Warsh, they said, is seen as more hawkish on interest rates as a tool to tame inflation, and more supportive of a stronger U.S. dollar. Higher rates and a
stronger dollar are conditions that typically hurt some alternative assets, such as gold and crypto, making them less attractive to investors. And this past
week, the WSJ Dollar Index edged up 0.4%.

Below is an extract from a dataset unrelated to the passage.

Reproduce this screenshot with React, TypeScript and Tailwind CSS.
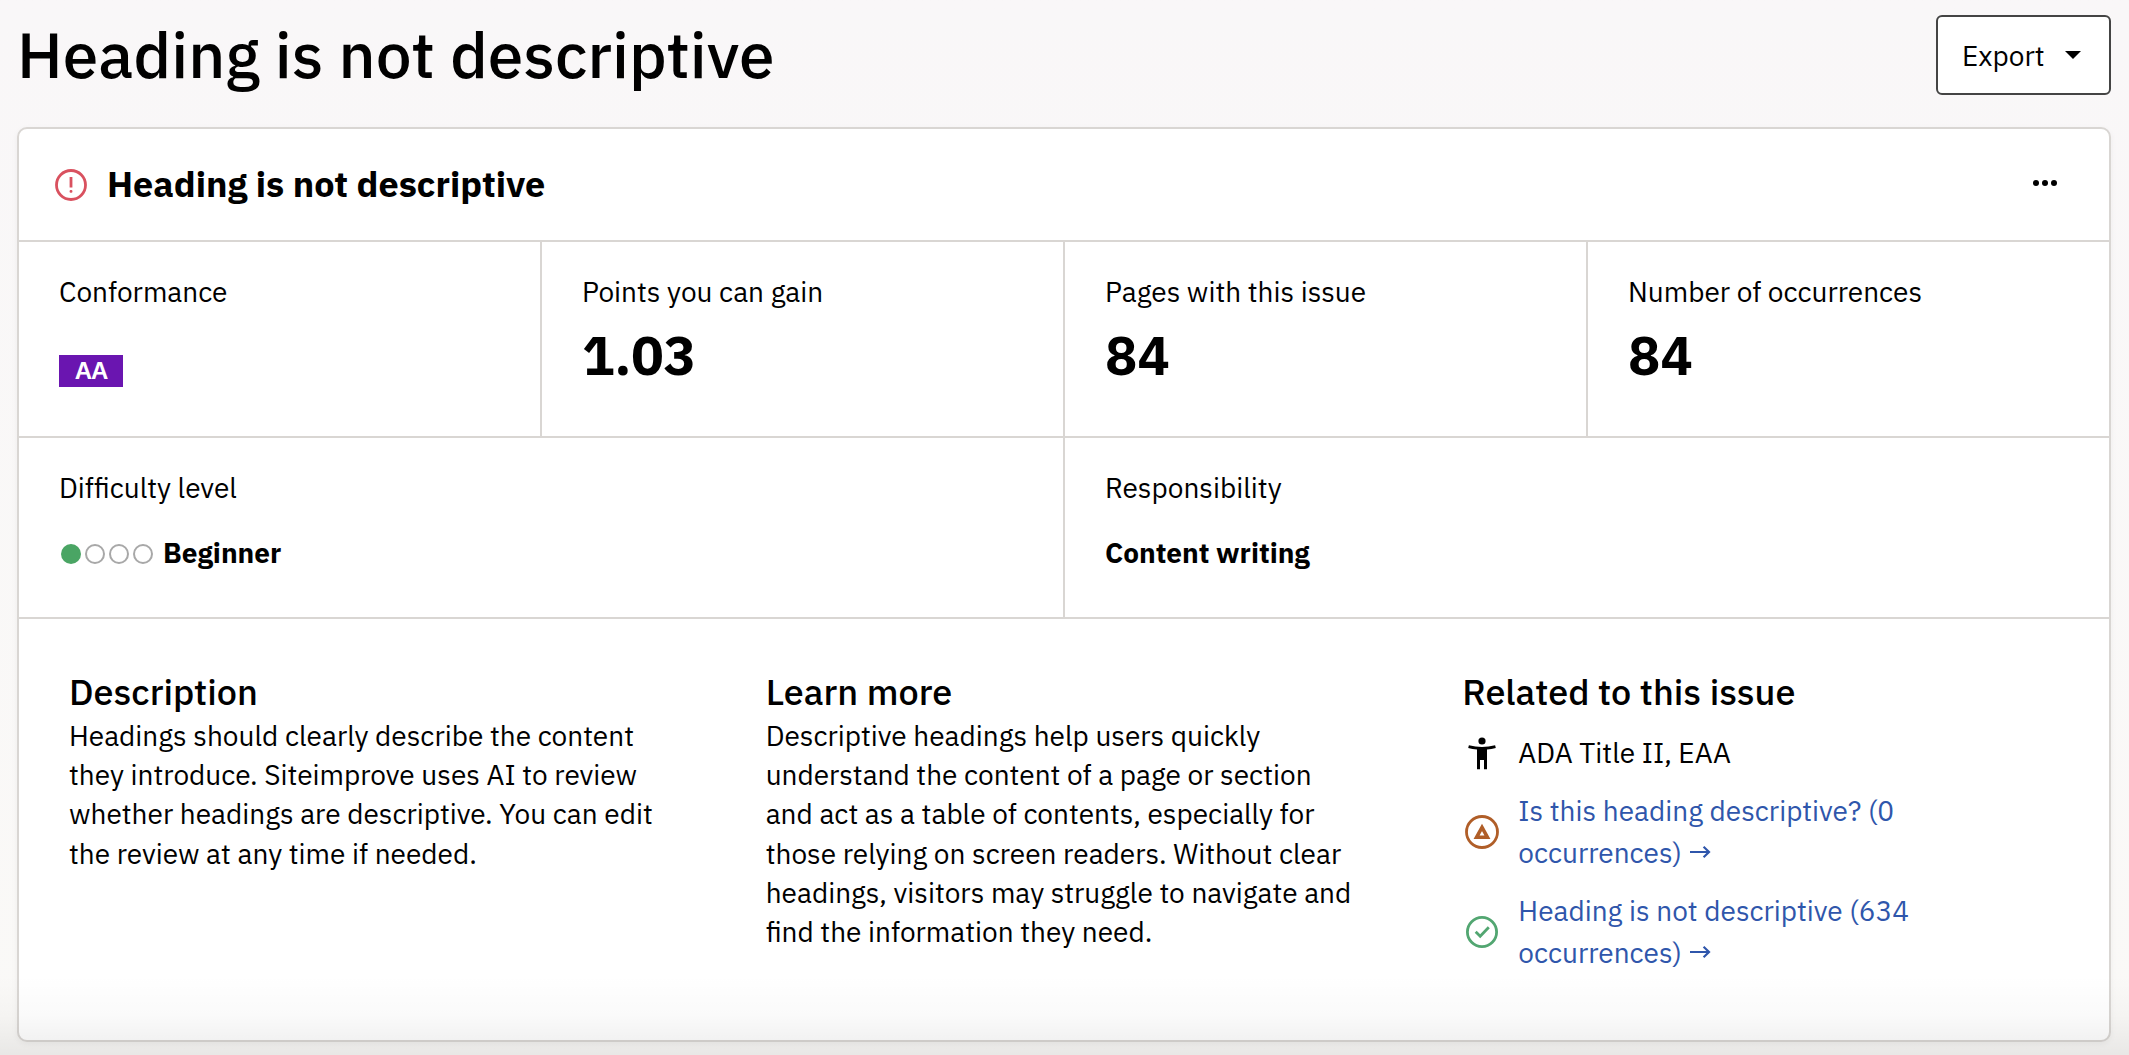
import { ReactNode } from 'react';

interface Stat {
  label: string;
  value: ReactNode;
}

const AlertCircle = () => (
  <svg width="32" height="32" viewBox="0 0 32 32" fill="none">
    <circle cx="16" cy="16" r="14.5" stroke="#d9515f" strokeWidth="2.8" />
    <rect x="14.6" y="8" width="2.8" height="10.5" fill="#d9515f" />
    <rect x="14.6" y="21" width="2.8" height="2.8" rx="1" fill="#d9515f" />
  </svg>
);

const Accessibility = () => (
  <svg width="36" height="36" viewBox="0 0 36 36" fill="#000">
    <circle cx="18" cy="6" r="3.6" />
    <path d="M4.9 10.2 Q18 13.6 31.1 10.2 L31.8 13 Q27.5 14.2 23 14.6 V34.2 H20 V25 H16 V34.2 H13 V14.6 Q8.5 14.2 4.2 13 Z" />
  </svg>
);

const WarningCircle = () => (
  <svg width="34" height="34" viewBox="0 0 34 34" fill="none" stroke="#b05e28">
    <circle cx="17" cy="17" r="15.5" strokeWidth="2.8" />
    <path d="M17 12.4 L22.4 22.2 H11.6 Z" strokeWidth="3.6" />
  </svg>
);

const CheckCircle = () => (
  <svg width="32" height="32" viewBox="0 0 32 32" fill="none" stroke="#52a671">
    <circle cx="16" cy="16" r="14.6" strokeWidth="2.8" />
    <path d="M9.7 15.8 L14.2 20.2 L22.8 11.2" strokeWidth="2.8" />
  </svg>
);

const stats: Stat[] = [
  {
    label: 'Conformance',
    value: (
      <span className="mt-[43px] flex h-8 w-16 items-center justify-center bg-[#6a15b0] font-['Liberation_Sans',sans-serif] text-2xl leading-8 font-bold tracking-[-1px] text-white">
        AA
      </span>
    ),
  },
  { label: 'Points you can gain', value: <BigNumber value="1.03" /> },
  { label: 'Pages with this issue', value: <BigNumber value="84" /> },
  { label: 'Number of occurrences', value: <BigNumber value="84" /> },
];

const related = [
  {
    icon: <WarningCircle />,
    label: 'Is this heading descriptive?',
    count: 0,
  },
  {
    icon: <CheckCircle />,
    label: 'Heading is not descriptive',
    count: 634,
  },
];

function BigNumber({ value }: { value: string }) {
  return (
    <span className="mt-[13px] block text-[54px] leading-[60px] font-bold">
      {value}
    </span>
  );
}

const Difficulty = ({ level, label }: { level: number; label: string }) => (
  <div className="flex items-center">
    <div className="flex gap-1 pl-0.5 pt-0.5">
      {[1, 2, 3, 4].map((step) => (
        <span
          key={step}
          className={
            step <= level
              ? 'size-5 rounded-full bg-[#4aa564]'
              : 'size-5 rounded-full border-2 border-[#a8a8a8]'
          }
        />
      ))}
    </div>
    <span className="ml-2.5 font-bold">{label}</span>
  </div>
);

const Column = ({ title, children }: { title: string; children: ReactNode }) => (
  <section className="flex-1 pl-[50px] pr-[51px]">
    <h3 className="text-[36px] leading-[50.4px] font-medium">{title}</h3>
    {children}
  </section>
);

export default function App() {
  return (
    <div className="relative h-[1055px] overflow-hidden bg-gradient-to-b from-[#f9f7f8] to-[#faf9f7] pl-[17px] pr-[18px] pt-[15px] font-['IBM_Plex_Sans',Roboto,sans-serif] text-[28px] leading-10 text-black">
      <header className="flex h-20 items-center justify-between">
        <h1 className="pb-0.5 text-[64px] leading-[64px] font-medium">
          Heading is not descriptive
        </h1>
        <button className="flex h-20 w-[175px] items-center rounded-md border-2 border-[#444] bg-white pl-6">
          <span className="pt-0.5">Export</span>
          <svg className="ml-5" width="16" height="8" viewBox="0 0 16 8">
            <path d="M0 0H16L8 8Z" fill="#000" />
          </svg>
        </button>
      </header>

      <main className="mt-8 flex h-[915px] flex-col rounded-[10px] border-2 border-[#d9d6d3] bg-white shadow-[0_2px_6px_rgba(0,0,0,0.05)]">
        <div className="flex h-[113px] items-center justify-between border-b-2 border-[#d9d6d3] pl-9 pr-[52px]">
          <div className="flex items-center gap-5">
            <AlertCircle />
            <h2 className="pb-0.5 text-[36px] leading-[50px] font-bold">
              Heading is not descriptive
            </h2>
          </div>
          <svg className="mb-[3px]" width="24" height="6" viewBox="0 0 24 6">
            <circle cx="3" cy="3" r="3" />
            <circle cx="12" cy="3" r="3" />
            <circle cx="21" cy="3" r="3" />
          </svg>
        </div>

        <div className="flex h-[196px] border-b-2 border-[#d9d6d3]">
          {stats.map((stat) => (
            <div
              key={stat.label}
              className="flex-1 border-r-2 border-[#d9d6d3] pl-10 pt-[30px] last:border-r-0"
            >
              <p>{stat.label}</p>
              {stat.value}
            </div>
          ))}
        </div>

        <div className="flex h-[181px] border-b-2 border-[#d9d6d3]">
          <div className="flex-1 border-r-2 border-[#d9d6d3] pl-10 pt-[30px]">
            <p className="mb-[25px]">Difficulty level</p>
            <Difficulty level={1} label="Beginner" />
          </div>
          <div className="flex-1 pl-10 pt-[30px]">
            <p className="mb-[25px]">Responsibility</p>
            <p className="font-bold">Content writing</p>
          </div>
        </div>

        <div className="flex pt-12">
          <Column title="Description">
            <p className="-mt-[1.5px] leading-[39.2px]">
              Headings should clearly describe the content they introduce.
              Siteimprove uses AI to review whether headings are descriptive.
              You can edit the review at any time if needed.
            </p>
          </Column>
          <Column title="Learn more">
            <p className="-mt-[1.5px] leading-[39.2px]">
              Descriptive headings help users quickly understand the content of
              a page or section and act as a table of contents, especially for
              those relying on screen readers. Without clear headings, visitors
              may struggle to navigate and find the information they need.
            </p>
          </Column>
          <Column title="Related to this issue">
            <ul className="mt-[15px] flex flex-col gap-4 pr-8 leading-[42px]">
              <li className="flex items-center gap-4">
                <span className="flex w-10 justify-center">
                  <Accessibility />
                </span>
                ADA Title II, EAA
              </li>
              {related.map((item) => (
                <li key={item.label} className="flex items-center gap-4">
                  <span className="flex w-10 shrink-0 justify-center">
                    {item.icon}
                  </span>
                  <a href="#" className="text-[#2f56ab]">
                    {item.label} ({item.count} occurrences)
                    <svg
                      className="ml-2 inline-block align-[5px]"
                      width="21"
                      height="12"
                      viewBox="0 0 21 12"
                      fill="none"
                      stroke="currentColor"
                      strokeWidth="2.2"
                    >
                      <path d="M0 6H19M13.6 0.8L19 6L13.6 11.2" />
                    </svg>
                  </a>
                </li>
              ))}
            </ul>
          </Column>
        </div>
      </main>

      {/* Bottom fade */}
      <div className="pointer-events-none absolute inset-x-0 bottom-0 h-20 bg-gradient-to-b from-transparent via-black/2 to-black/7" />
    </div>
  );
}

Still, Warsh and the Fed are expected to cut rates this year, not raise them. And Warsh has warmed to bitcoin. He famously dubbed the digital currency a
“policeman for policy,” saying in a TV interview that bitcoin’s price can inform policymakers when they are doing things right and wrong.

Clouded clarity
After Trump signed into law the Genius Act last year, paving the path for stablecoins—digital assets pegged to fiat currencies like the dollar—the industry
turned its attention to the next important piece of legislation: the Clarity Act. This bill would create a clear regulatory framework for the burgeoning
industry.

Congress appeared on the cusp of moving the bill ahead when a dispute between crypto exchanges and traditional banks stalled that momentum. Without this
measure, many financial firms are hesitant to integrate digital assets into their offerings. And unless a compromise is reached, the dust-up might deny the
crypto market a catalyst that could have extended the rally.

Profit-taking
Novogratz and some other investors thought much of the selloff was driven by investors eager to lock in gains they collected when bitcoin, ether and other
digital tokens rallied in the midst of the “euphoria” of Trump’s election in 2024 and pledge to make the U.S. the world’s crypto capital.

And those gains were indeed spectacular. Bitcoin, for one, rocketed around 80% from Election Day until early October of last year.

Sharp selloffs are hardly unusual in crypto, of course. They are so regular, in fact, that investors give them a name—crypto winter—that befits the belief
that these downturns are as predictable as the seasons.

Some analysts believe this crypto winter could thaw faster than those of the past. No key companies have collapsed or faced allegations, revelations that have
elicited crises of confidence in past crashes.

For believers, Friday’s rally served as reassurance that cryptocurrencies have always bounced back, part of why they stick with these investments.

“The infrastructure is stronger, stablecoin adoption continues to grow and institutional interest hasn’t evaporated, it’s just sidelined,” said Jasper
De Maere, a strategist at the crypto trading firm Wintermute. Interest in these investments “can return quickly,” he said.

Many of crypto’s true believers are willing to wait.

On a Thursday afternoon conference call, Strategy founder Michael Saylor sought to reassure investors that bitcoin was coming back.


Michael Saylor says investors need to be focused on the long term. 
© Roger Kisby for WSJ
Moments earlier, his company, which stockpiles bitcoin, had reported a $12 billion quarterly loss related to the token’s late-2025 swoon. Saylor told his
investors the only way to handle the downturn is to hold on—and tune out the market’s volatility.

“Your time horizon needs to be, minimal, four years,” Saylor said.